I giovani sono la cartina di tornasole delle difficoltà di cui abbiamo detto finora. A Parigi abbiamo fatto l’esperienza di convocarli la sera a Notre Dame per una veglia-concerto. Avevamo inoltre allestito dei gazebo su vari temi – arte, società e altro – dove personalità credenti e non si rendevano disponibili ad ascoltare i giovani. Rientrando in nunziatura, intorno a mezzanotte, mi sono sorpreso nel notare che c’erano ancora lunghe file di persone in attesa, ma solo per due stand: quello della scienza e quello della spiritualità. Sono ambiti per i quali i giovani conservano un certo interesse: su questi dobbiamo puntare. Per parte nostra stiamo trasformando in fondazione il dipartimento Science, theology and the ontological quest (Stoq), cioè Scienza, teologia e domanda filosofica. In questi mesi ci siamo occupati di cosmologia, evoluzione, neuroscienze e stiamo organizzando per novembre un grande congresso internazionale in Vaticano sulle cellule staminali. Sui giovani sono fiducioso. Faccio mio quanto diceva Pascal: «L’uomo supera infinitamente l’uomo». Per quanto lo si instupidisca o lo si renda dipendente dai media, alla fine l’uomo riesce a divincolarsi con una domanda che spiazza e lo riscatta.

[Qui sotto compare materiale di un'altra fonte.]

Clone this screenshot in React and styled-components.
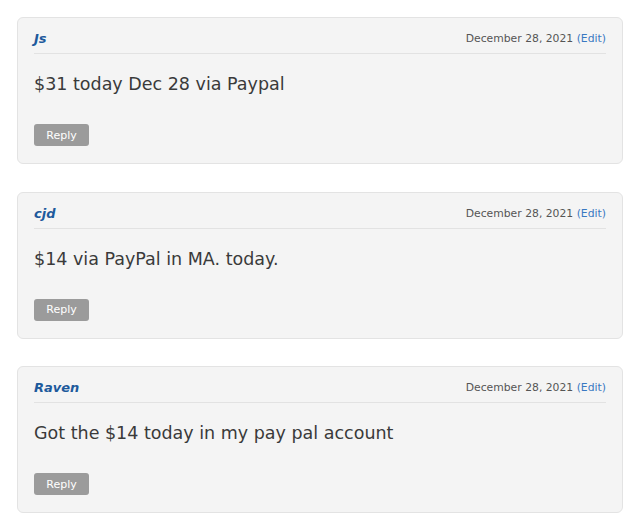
import React from "react";
import styled, { createGlobalStyle } from "styled-components";

const GlobalStyle = createGlobalStyle`
    body {
        margin: 0;
        background: #fff;
        font-family: "DejaVu Sans", "Liberation Sans", sans-serif;
    }
`

const List = styled.div`
    display: flex;
    flex-direction: column;
    gap: 27.5px;
    padding: 17px 15px 17px 17px;
`
const Card = styled.div`
    background: #f4f4f4;
    border: 1px solid #e3e3e3;
    border-radius: 6px;
    padding: 10px 16px 17px 16px;
`
const Header = styled.div`
    display: flex;
    justify-content: space-between;
    align-items: flex-start;
    height: 25px;
    line-height: 21px;
    border-bottom: 1px solid #e2e2e2;
`
const Author = styled.span`
    color: #1d5a9c;
    font-weight: 700;
    font-style: italic;
    font-size: 13px;
`
const Meta = styled.span`
    color: #555;
    font-size: 10.8px;
    & > a {
        color: #3a78c2;
        text-decoration: none;
    }
`
const Body = styled.p`
    margin: 18px 0 28px;
    color: #3a3a3a;
    font-size: 17.5px;
    line-height: 24px;
`
const ReplyButton = styled.button`
    display: block;
    width: 55px;
    height: 22px;
    border: none;
    border-radius: 3px;
    background: #9b9b9b;
    color: #fff;
    font-family: inherit;
    font-size: 11px;
    padding: 0;
`

const comments = [
    { id: 1, author: "Js", date: "December 28, 2021", text: "$31 today Dec 28 via Paypal" },
    { id: 2, author: "cjd", date: "December 28, 2021", text: "$14 via PayPal in MA. today." },
    { id: 3, author: "Raven", date: "December 28, 2021", text: "Got the $14 today in my pay pal account" },
]

function App () {
    return (
        <>
            <GlobalStyle />
            <List>
                {
                    comments.map(el => (
                        <Card key={el.id}>
                            <Header>
                                <Author>{el.author}</Author>
                                <Meta>{el.date} <a href="#">(Edit)</a></Meta>
                            </Header>
                            <Body>{el.text}</Body>
                            <ReplyButton>Reply</ReplyButton>
                        </Card>
                    ))
                }
            </List>
        </>
    )
}

export default App
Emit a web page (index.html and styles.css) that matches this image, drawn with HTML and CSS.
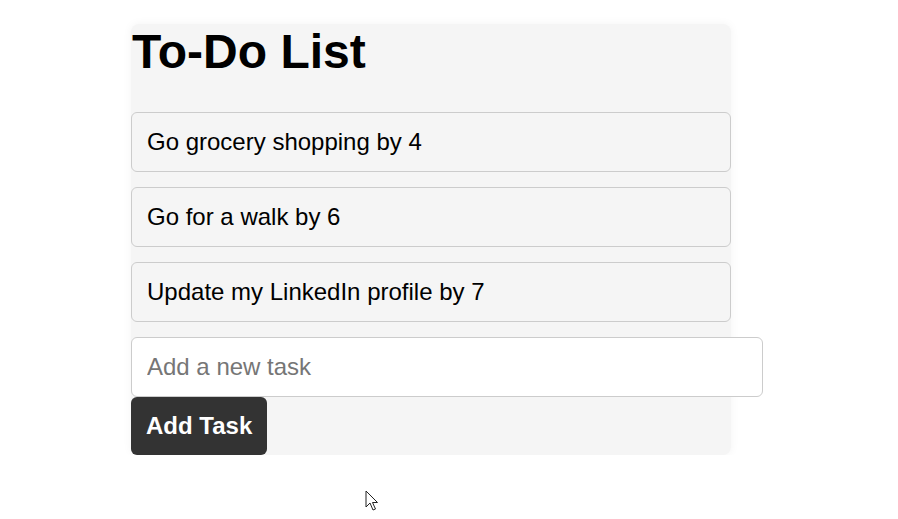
FILE: index.html
```html
<!DOCTYPE html>
<html lang="en">
<head>
<meta charset="utf-8">
<title>To-Do List</title>
<link rel="stylesheet" href="styles.css">
</head>
<body>
<div class="container">
  <h1 class="title">To-Do List</h1>
  <ul class="task-list">
    <li class="task">Go grocery shopping by 4</li>
    <li class="task">Go for a walk by 6</li>
    <li class="task">Update my LinkedIn profile by 7</li>
  </ul>
  <input class="task-input" type="text" placeholder="Add a new task">
  <button class="add-btn">Add Task</button>
</div>
<svg class="cursor" width="14" height="22" viewBox="0 0 14 22">
  <path d="M1 1 L1 17 L5 13 L8 20 L10.5 19 L7.5 12.5 L12.5 12.5 Z" fill="#fff" stroke="#222" stroke-width="1" stroke-linejoin="round"/>
</svg>
</body>
</html>
```
FILE: styles.css
```css
html, body {
  margin: 0;
  padding: 0;
  background: #ffffff;
}
body {
  font-family: "Liberation Sans", Arial, sans-serif;
  color: #000;
  padding-top: 24px;
  padding-left: 131px;
}
.container {
  width: 600px;
  background: #f5f5f5;
  border-radius: 8px;
  box-shadow: 0 0 10px rgba(0, 0, 0, 0.05);
}
.title {
  margin: 0;
  padding: 0 0 0 1px;
  font-size: 48px;
  font-weight: bold;
  line-height: 55px;
  height: 88px;
}
.task-list {
  list-style: none;
  margin: 0;
  padding: 0;
}
.task {
  font-size: 24px;
  line-height: 28px;
  padding: 15px;
  margin-bottom: 15px;
  border: 1px solid #cccccc;
  border-radius: 6px;
  background: #f5f5f5;
}
.task-input {
  display: block;
  width: 600px;
  margin: 0;
  padding: 15px;
  font-family: "Liberation Sans", Arial, sans-serif;
  font-size: 24px;
  line-height: 28px;
  height: 28px;
  border: 1px solid #cccccc;
  border-radius: 6px;
  background: #ffffff;
  color: #000;
  outline: none;
}
.task-input::placeholder {
  color: #767676;
}
.add-btn {
  display: block;
  margin: 0;
  padding: 15px;
  font-family: "Liberation Sans", Arial, sans-serif;
  font-size: 24px;
  font-weight: bold;
  line-height: 28px;
  color: #ffffff;
  background: #333333;
  border: none;
  border-radius: 6px;
}
.cursor {
  position: absolute;
  left: 365px;
  top: 490px;
}
```
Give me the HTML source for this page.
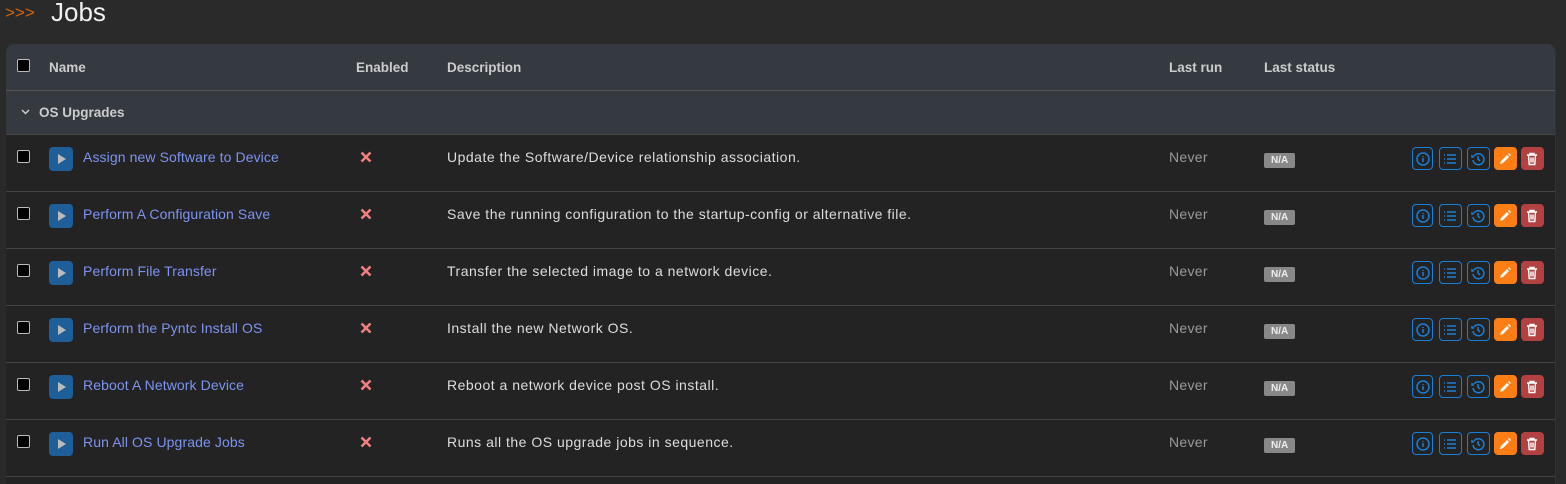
<!DOCTYPE html><html><head><style>
body{margin:0;background:#2a2a2a;width:1566px;height:478px;overflow:hidden;font-family:"Liberation Sans",sans-serif;color:#ddd}
.ar{position:absolute;left:5px;top:3px;color:#d8640a;font-size:17px;letter-spacing:0px}
.jt{position:absolute;left:51px;top:-3px;font-size:26px;color:#f0f0f0}
.panel{position:absolute;left:6px;top:44px;width:1549px;height:440px;background:#232323;border-radius:8px 8px 0 0;overflow:hidden;border-right:1px solid #333}
.hd{height:46px;background:#343a40;border-bottom:1px solid #555;position:relative;font-weight:bold;font-size:13.5px;color:#ccc}
.grp{height:43px;background:#343a40;border-bottom:1px solid #444;position:relative;font-weight:bold;font-size:13.5px;color:#ccc}
.row{height:56px;border-bottom:1px solid #444;position:relative;font-size:14px}
.a{position:absolute}
.cb{position:absolute;left:11px;width:11px;height:11px;background:#000;border:1px solid #bbb;border-radius:2px}
.play{position:absolute;left:43px;top:12px;width:24px;height:24px;background:#1e5f99;border-radius:4px}
.play:after{content:"";position:absolute;left:9px;top:7px;border-left:8px solid #bbb;border-top:5px solid transparent;border-bottom:5px solid transparent}
.nm{left:77px;top:14px;color:#7d93f0;letter-spacing:0.1px}
.x{left:352px;top:13px;color:#f08080;font-size:16px}
.ds{left:441px;top:14px;color:#ddd;letter-spacing:0.5px}
.nv{left:1163px;top:14px;color:#999;letter-spacing:0.3px}
.na{left:1258px;top:18px;background:#888;color:#eee;font-size:10px;font-weight:bold;padding:2px 7px;border-radius:2px}
.b{position:absolute;top:12px;width:21px;height:23px;border:1px solid #1a7fd6;border-radius:4px;box-sizing:border-box}
.b svg{position:absolute;left:3px;top:4px}
</style></head><body>
<div class="ar">&gt;&gt;&gt;</div><div class="jt">Jobs</div>
<div class="panel">
<div class="hd"><div class="cb" style="top:15px"></div><span class="a" style="left:43px;top:16px">Name</span><span class="a" style="left:350px;top:16px">Enabled</span><span class="a" style="left:441px;top:16px">Description</span><span class="a" style="left:1163px;top:16px">Last run</span><span class="a" style="left:1258px;top:16px">Last status</span></div>
<div class="grp"><svg class="a" style="left:15px;top:18px" width="9" height="6" viewBox="0 0 9 6"><path d="M1 1l3.5 3.5L8 1" stroke="#ccc" stroke-width="1.5" fill="none"/></svg><span class="a" style="left:33px;top:14px">OS Upgrades</span></div>
<div id="rows"></div>
</div>
<script>
var d=[["Assign new Software to Device","Update the Software/Device relationship association."],["Perform A Configuration Save","Save the running configuration to the startup-config or alternative file."],["Perform File Transfer","Transfer the selected image to a network device."],["Perform the Pyntc Install OS","Install the new Network OS."],["Reboot A Network Device","Reboot a network device post OS install."],["Run All OS Upgrade Jobs","Runs all the OS upgrade jobs in sequence."]];
var h="";
var ic='<svg width="14" height="14" viewBox="0 0 14 14" fill="none" stroke="#1a7fd6" stroke-width="1.5">';
d.forEach(function(r){h+='<div class="row"><div class="cb" style="top:15px"></div><div class="play"></div><span class="a nm">'+r[0]+'</span><svg class="a" style="left:354px;top:16px" width="12" height="12" viewBox="0 0 12 12"><path d="M1.5 1.5l9 9M10.5 1.5l-9 9" stroke="#f08080" stroke-width="2.6"/></svg><span class="a ds">'+r[1]+'</span><span class="a nv">Never</span><span class="a na">N/A</span>'+
'<div class="b" style="left:1406px">'+ic+'<circle cx="7" cy="7" r="6"/><path d="M7 6v4M7 4v1"/></svg></div>'+
'<div class="b" style="left:1433px;width:23px">'+ic+'<path d="M1 3h1M1 7h1M1 11h1M4 3h9M4 7h9M4 11h9"/></svg></div>'+
'<div class="b" style="left:1461px;width:23px">'+ic+'<path d="M3 4A5.5 5.5 0 1 1 2 8M1 3v2h2M7 4v3l2 2"/></svg></div>'+
'<div class="b" style="left:1488px;width:23px;background:#fd7e14;border-color:#fd7e14"><svg width="14" height="14" viewBox="0 0 14 14"><path d="M2 12l1-3 6-6 2 2-6 6z M10 2l1-1 2 2-1 1z" fill="#fff"/></svg></div>'+
'<div class="b" style="left:1515px;width:23px;background:#b34141;border-color:#b34141"><svg width="14" height="14" viewBox="0 0 14 14" fill="none" stroke="#fff" stroke-width="1.4"><path d="M2 3h10M5 3V1.5h4V3M3.5 3l.7 9.5h5.6l.7-9.5M6 5.5v5M8 5.5v5"/></svg></div></div>'});
document.getElementById("rows").innerHTML=h;
</script>
</body></html>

Ci può anticipare alcune tappe future del suo dicastero?
Per quanto riguarda il Cortile dei Gentili, la tappa più imminente sarà Bucarest, in ottobre, e verterà su questioni squisitamente filosofiche. Nello stesso mese l’Università di Firenze sta organizzando un evento nel capoluogo toscano. Quindi sarà la volta di Tirana, sull’ateismo. L’Albania, del resto, è l’unico Stato al mondo che aveva l’ateismo inscritto nella Costituzione nazionale: all’Università di Tirana ancora esiste la cattedra di ateismo, tenuta però da un filosofo cattolico. Poi ci sarà un appuntamento a Barcellona, con un progetto di arte e scienza, mentre a Palermo si parlerà di Islam e diritto. A Stoccolma invece ci confronteremo con le facoltà di teologia luterane e con l’Accademia di Svezia. Altre tappe significative saranno Praga, Marsiglia e gli Stati Uniti, a Chicago o a Washington.